TASK OBJECTIVE =>
Return the lines that follow, exactly as they appear, from the first through the one containing "const CJK = /[\u4e00-\u9fff]/"; no pictures are to be included.

COLLECTED DATA =>
┄┄┄┄┄┄┄┄┄┄┄┄┄┄┄┄┄┄┄┄

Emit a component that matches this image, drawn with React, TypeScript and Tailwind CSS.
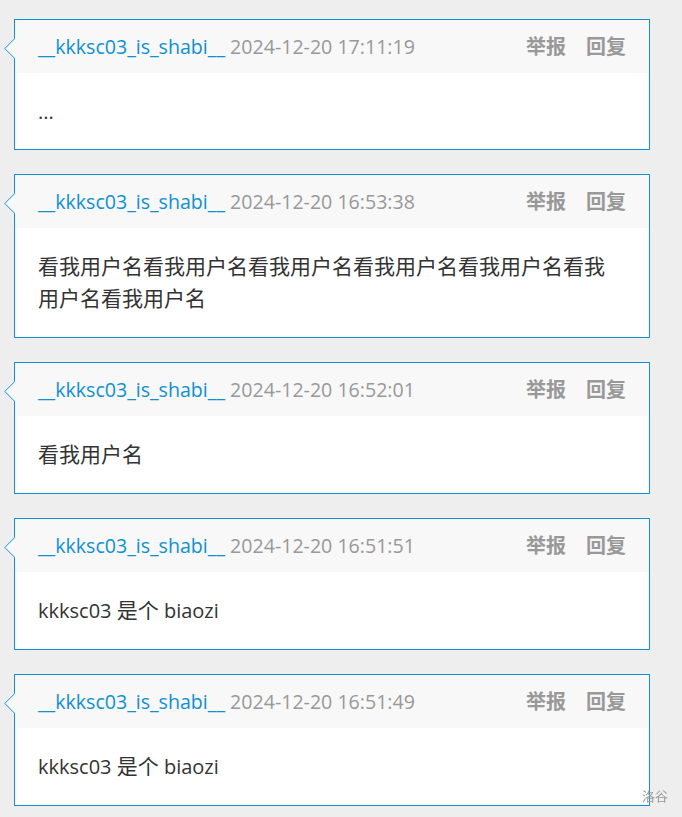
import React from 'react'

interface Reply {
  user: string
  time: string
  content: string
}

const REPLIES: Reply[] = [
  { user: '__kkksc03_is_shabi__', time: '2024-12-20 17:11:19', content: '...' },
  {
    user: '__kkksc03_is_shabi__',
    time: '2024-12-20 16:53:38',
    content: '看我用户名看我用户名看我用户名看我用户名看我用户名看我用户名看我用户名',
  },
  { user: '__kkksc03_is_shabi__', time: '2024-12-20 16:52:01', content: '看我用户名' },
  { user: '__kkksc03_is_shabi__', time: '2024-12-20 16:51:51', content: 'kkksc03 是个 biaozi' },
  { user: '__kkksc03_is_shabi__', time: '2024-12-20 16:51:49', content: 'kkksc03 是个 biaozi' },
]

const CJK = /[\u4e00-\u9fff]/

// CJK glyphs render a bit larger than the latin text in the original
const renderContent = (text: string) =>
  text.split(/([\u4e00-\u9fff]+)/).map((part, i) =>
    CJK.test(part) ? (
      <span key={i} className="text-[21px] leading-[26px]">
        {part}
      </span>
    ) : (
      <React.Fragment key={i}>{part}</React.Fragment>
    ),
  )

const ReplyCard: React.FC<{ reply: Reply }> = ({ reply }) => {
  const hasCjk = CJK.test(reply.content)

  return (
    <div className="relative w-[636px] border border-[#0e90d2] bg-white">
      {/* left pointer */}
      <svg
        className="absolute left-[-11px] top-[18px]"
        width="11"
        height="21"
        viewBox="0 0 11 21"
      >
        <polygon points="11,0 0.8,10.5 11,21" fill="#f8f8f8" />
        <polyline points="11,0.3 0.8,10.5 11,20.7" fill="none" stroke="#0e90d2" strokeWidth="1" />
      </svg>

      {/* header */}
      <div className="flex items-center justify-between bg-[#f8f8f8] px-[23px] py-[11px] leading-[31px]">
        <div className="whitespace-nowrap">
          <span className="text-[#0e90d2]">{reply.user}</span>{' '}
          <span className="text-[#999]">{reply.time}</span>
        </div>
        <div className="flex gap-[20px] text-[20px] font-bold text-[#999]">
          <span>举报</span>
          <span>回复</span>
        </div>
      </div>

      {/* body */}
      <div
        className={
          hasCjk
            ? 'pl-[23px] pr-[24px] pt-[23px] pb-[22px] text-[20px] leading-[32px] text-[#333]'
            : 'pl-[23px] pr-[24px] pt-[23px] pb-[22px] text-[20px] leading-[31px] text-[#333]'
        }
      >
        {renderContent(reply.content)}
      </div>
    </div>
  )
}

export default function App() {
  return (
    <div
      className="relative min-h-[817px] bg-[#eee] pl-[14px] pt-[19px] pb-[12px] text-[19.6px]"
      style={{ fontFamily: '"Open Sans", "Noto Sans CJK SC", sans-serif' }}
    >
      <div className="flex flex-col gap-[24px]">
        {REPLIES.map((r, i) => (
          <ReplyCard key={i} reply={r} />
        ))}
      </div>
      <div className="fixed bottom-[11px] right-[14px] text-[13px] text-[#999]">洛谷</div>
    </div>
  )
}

┄┄┄┄┄┄┄┄┄┄┄┄┄┄┄┄┄┄┄┄

OUTPUT FOR THIS TASK =>
Emit a component that matches this image, drawn with React, TypeScript and Tailwind CSS.
import React from 'react'

interface Reply {
  user: string
  time: string
  content: string
}

const REPLIES: Reply[] = [
  { user: '__kkksc03_is_shabi__', time: '2024-12-20 17:11:19', content: '...' },
  {
    user: '__kkksc03_is_shabi__',
    time: '2024-12-20 16:53:38',
    content: '看我用户名看我用户名看我用户名看我用户名看我用户名看我用户名看我用户名',
  },
  { user: '__kkksc03_is_shabi__', time: '2024-12-20 16:52:01', content: '看我用户名' },
  { user: '__kkksc03_is_shabi__', time: '2024-12-20 16:51:51', content: 'kkksc03 是个 biaozi' },
  { user: '__kkksc03_is_shabi__', time: '2024-12-20 16:51:49', content: 'kkksc03 是个 biaozi' },
]

const CJK = /[\u4e00-\u9fff]/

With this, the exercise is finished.